> _Written request_: Every entry must be echoed exactly.

** Start Listed entries **

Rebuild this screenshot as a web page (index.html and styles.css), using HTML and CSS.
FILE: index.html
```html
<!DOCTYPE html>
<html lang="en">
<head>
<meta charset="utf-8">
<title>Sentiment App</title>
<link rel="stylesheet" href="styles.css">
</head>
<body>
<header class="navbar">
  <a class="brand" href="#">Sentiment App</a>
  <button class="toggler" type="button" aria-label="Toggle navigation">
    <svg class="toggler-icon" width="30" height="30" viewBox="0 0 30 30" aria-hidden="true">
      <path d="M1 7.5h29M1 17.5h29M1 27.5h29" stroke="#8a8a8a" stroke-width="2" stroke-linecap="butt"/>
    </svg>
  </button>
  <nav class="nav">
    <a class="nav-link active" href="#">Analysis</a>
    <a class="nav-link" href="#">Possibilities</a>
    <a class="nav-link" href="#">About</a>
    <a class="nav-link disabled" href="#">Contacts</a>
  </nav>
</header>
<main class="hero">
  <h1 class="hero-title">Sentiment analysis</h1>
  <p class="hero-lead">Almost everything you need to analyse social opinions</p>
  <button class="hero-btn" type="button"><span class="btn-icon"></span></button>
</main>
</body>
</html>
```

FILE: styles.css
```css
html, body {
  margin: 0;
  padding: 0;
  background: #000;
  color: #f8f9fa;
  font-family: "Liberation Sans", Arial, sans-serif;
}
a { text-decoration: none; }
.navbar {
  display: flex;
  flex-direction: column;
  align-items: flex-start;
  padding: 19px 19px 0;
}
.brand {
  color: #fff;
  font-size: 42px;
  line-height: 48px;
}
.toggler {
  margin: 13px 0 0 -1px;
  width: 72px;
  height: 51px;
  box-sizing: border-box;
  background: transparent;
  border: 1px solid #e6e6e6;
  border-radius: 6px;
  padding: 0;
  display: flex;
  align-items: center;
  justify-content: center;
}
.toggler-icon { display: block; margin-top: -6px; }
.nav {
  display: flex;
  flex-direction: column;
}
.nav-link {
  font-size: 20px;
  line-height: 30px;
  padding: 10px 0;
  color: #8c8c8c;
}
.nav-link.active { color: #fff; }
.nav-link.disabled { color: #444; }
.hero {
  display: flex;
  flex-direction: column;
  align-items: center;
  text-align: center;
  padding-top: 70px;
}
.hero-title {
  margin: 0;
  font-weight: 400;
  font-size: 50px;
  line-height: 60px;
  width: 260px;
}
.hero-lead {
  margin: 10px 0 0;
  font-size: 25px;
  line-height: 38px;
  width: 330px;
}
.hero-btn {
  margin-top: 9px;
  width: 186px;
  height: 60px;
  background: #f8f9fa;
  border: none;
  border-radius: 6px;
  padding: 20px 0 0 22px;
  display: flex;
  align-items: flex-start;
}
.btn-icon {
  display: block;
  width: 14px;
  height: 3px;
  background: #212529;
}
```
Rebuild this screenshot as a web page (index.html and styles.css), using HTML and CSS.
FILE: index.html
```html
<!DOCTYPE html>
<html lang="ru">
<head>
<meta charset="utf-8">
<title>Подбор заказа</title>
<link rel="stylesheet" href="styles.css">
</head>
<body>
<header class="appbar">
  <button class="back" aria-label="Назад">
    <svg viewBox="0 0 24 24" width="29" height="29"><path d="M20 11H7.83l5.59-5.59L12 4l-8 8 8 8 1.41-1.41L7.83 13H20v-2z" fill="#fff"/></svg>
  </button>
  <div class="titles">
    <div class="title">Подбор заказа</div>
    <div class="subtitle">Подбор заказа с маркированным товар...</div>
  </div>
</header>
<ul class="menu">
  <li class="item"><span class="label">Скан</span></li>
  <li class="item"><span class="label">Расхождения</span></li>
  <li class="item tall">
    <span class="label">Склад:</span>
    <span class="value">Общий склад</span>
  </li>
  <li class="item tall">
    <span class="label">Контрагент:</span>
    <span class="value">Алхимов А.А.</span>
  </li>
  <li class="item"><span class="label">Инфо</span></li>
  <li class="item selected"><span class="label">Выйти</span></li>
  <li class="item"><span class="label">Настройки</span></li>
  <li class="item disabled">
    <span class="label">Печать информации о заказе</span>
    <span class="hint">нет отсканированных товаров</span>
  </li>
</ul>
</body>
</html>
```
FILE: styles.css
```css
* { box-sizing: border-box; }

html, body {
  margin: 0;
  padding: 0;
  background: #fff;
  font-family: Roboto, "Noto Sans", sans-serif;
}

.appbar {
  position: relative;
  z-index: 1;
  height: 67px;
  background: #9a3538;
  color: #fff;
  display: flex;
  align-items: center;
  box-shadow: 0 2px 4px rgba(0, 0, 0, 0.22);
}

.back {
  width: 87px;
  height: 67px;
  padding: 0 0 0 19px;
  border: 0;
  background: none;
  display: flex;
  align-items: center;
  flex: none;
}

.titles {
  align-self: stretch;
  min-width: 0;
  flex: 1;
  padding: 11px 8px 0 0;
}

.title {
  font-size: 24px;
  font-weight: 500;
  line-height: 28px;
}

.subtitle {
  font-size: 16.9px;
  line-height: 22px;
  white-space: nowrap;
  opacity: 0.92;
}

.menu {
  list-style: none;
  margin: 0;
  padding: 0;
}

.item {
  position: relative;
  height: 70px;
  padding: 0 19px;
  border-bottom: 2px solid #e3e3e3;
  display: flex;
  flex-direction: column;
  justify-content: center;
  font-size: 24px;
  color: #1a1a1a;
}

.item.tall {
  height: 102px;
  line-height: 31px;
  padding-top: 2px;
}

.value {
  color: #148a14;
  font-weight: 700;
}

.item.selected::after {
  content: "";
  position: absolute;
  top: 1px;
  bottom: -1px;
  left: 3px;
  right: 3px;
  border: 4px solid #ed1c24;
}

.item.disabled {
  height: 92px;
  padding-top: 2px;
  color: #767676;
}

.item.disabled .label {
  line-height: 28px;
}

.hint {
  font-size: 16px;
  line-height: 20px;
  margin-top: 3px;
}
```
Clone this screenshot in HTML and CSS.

** End Listed entries **

> _Answer for the task_:
Rebuild this screenshot as a web page (index.html and styles.css), using HTML and CSS.
FILE: index.html
```html
<!DOCTYPE html>
<html lang="en">
<head>
<meta charset="utf-8">
<title>Sentiment App</title>
<link rel="stylesheet" href="styles.css">
</head>
<body>
<header class="navbar">
  <a class="brand" href="#">Sentiment App</a>
  <button class="toggler" type="button" aria-label="Toggle navigation">
    <svg class="toggler-icon" width="30" height="30" viewBox="0 0 30 30" aria-hidden="true">
      <path d="M1 7.5h29M1 17.5h29M1 27.5h29" stroke="#8a8a8a" stroke-width="2" stroke-linecap="butt"/>
    </svg>
  </button>
  <nav class="nav">
    <a class="nav-link active" href="#">Analysis</a>
    <a class="nav-link" href="#">Possibilities</a>
    <a class="nav-link" href="#">About</a>
    <a class="nav-link disabled" href="#">Contacts</a>
  </nav>
</header>
<main class="hero">
  <h1 class="hero-title">Sentiment analysis</h1>
  <p class="hero-lead">Almost everything you need to analyse social opinions</p>
  <button class="hero-btn" type="button"><span class="btn-icon"></span></button>
</main>
</body>
</html>
```

FILE: styles.css
```css
html, body {
  margin: 0;
  padding: 0;
  background: #000;
  color: #f8f9fa;
  font-family: "Liberation Sans", Arial, sans-serif;
}
a { text-decoration: none; }
.navbar {
  display: flex;
  flex-direction: column;
  align-items: flex-start;
  padding: 19px 19px 0;
}
.brand {
  color: #fff;
  font-size: 42px;
  line-height: 48px;
}
.toggler {
  margin: 13px 0 0 -1px;
  width: 72px;
  height: 51px;
  box-sizing: border-box;
  background: transparent;
  border: 1px solid #e6e6e6;
  border-radius: 6px;
  padding: 0;
  display: flex;
  align-items: center;
  justify-content: center;
}
.toggler-icon { display: block; margin-top: -6px; }
.nav {
  display: flex;
  flex-direction: column;
}
.nav-link {
  font-size: 20px;
  line-height: 30px;
  padding: 10px 0;
  color: #8c8c8c;
}
.nav-link.active { color: #fff; }
.nav-link.disabled { color: #444; }
.hero {
  display: flex;
  flex-direction: column;
  align-items: center;
  text-align: center;
  padding-top: 70px;
}
.hero-title {
  margin: 0;
  font-weight: 400;
  font-size: 50px;
  line-height: 60px;
  width: 260px;
}
.hero-lead {
  margin: 10px 0 0;
  font-size: 25px;
  line-height: 38px;
  width: 330px;
}
.hero-btn {
  margin-top: 9px;
  width: 186px;
  height: 60px;
  background: #f8f9fa;
  border: none;
  border-radius: 6px;
  padding: 20px 0 0 22px;
  display: flex;
  align-items: flex-start;
}
.btn-icon {
  display: block;
  width: 14px;
  height: 3px;
  background: #212529;
}
```
Rebuild this screenshot as a web page (index.html and styles.css), using HTML and CSS.
FILE: index.html
```html
<!DOCTYPE html>
<html lang="ru">
<head>
<meta charset="utf-8">
<title>Подбор заказа</title>
<link rel="stylesheet" href="styles.css">
</head>
<body>
<header class="appbar">
  <button class="back" aria-label="Назад">
    <svg viewBox="0 0 24 24" width="29" height="29"><path d="M20 11H7.83l5.59-5.59L12 4l-8 8 8 8 1.41-1.41L7.83 13H20v-2z" fill="#fff"/></svg>
  </button>
  <div class="titles">
    <div class="title">Подбор заказа</div>
    <div class="subtitle">Подбор заказа с маркированным товар...</div>
  </div>
</header>
<ul class="menu">
  <li class="item"><span class="label">Скан</span></li>
  <li class="item"><span class="label">Расхождения</span></li>
  <li class="item tall">
    <span class="label">Склад:</span>
    <span class="value">Общий склад</span>
  </li>
  <li class="item tall">
    <span class="label">Контрагент:</span>
    <span class="value">Алхимов А.А.</span>
  </li>
  <li class="item"><span class="label">Инфо</span></li>
  <li class="item selected"><span class="label">Выйти</span></li>
  <li class="item"><span class="label">Настройки</span></li>
  <li class="item disabled">
    <span class="label">Печать информации о заказе</span>
    <span class="hint">нет отсканированных товаров</span>
  </li>
</ul>
</body>
</html>
```
FILE: styles.css
```css
* { box-sizing: border-box; }

html, body {
  margin: 0;
  padding: 0;
  background: #fff;
  font-family: Roboto, "Noto Sans", sans-serif;
}

.appbar {
  position: relative;
  z-index: 1;
  height: 67px;
  background: #9a3538;
  color: #fff;
  display: flex;
  align-items: center;
  box-shadow: 0 2px 4px rgba(0, 0, 0, 0.22);
}

.back {
  width: 87px;
  height: 67px;
  padding: 0 0 0 19px;
  border: 0;
  background: none;
  display: flex;
  align-items: center;
  flex: none;
}

.titles {
  align-self: stretch;
  min-width: 0;
  flex: 1;
  padding: 11px 8px 0 0;
}

.title {
  font-size: 24px;
  font-weight: 500;
  line-height: 28px;
}

.subtitle {
  font-size: 16.9px;
  line-height: 22px;
  white-space: nowrap;
  opacity: 0.92;
}

.menu {
  list-style: none;
  margin: 0;
  padding: 0;
}

.item {
  position: relative;
  height: 70px;
  padding: 0 19px;
  border-bottom: 2px solid #e3e3e3;
  display: flex;
  flex-direction: column;
  justify-content: center;
  font-size: 24px;
  color: #1a1a1a;
}

.item.tall {
  height: 102px;
  line-height: 31px;
  padding-top: 2px;
}

.value {
  color: #148a14;
  font-weight: 700;
}

.item.selected::after {
  content: "";
  position: absolute;
  top: 1px;
  bottom: -1px;
  left: 3px;
  right: 3px;
  border: 4px solid #ed1c24;
}

.item.disabled {
  height: 92px;
  padding-top: 2px;
  color: #767676;
}

.item.disabled .label {
  line-height: 28px;
}

.hint {
  font-size: 16px;
  line-height: 20px;
  margin-top: 3px;
}
```
Clone this screenshot in HTML and CSS.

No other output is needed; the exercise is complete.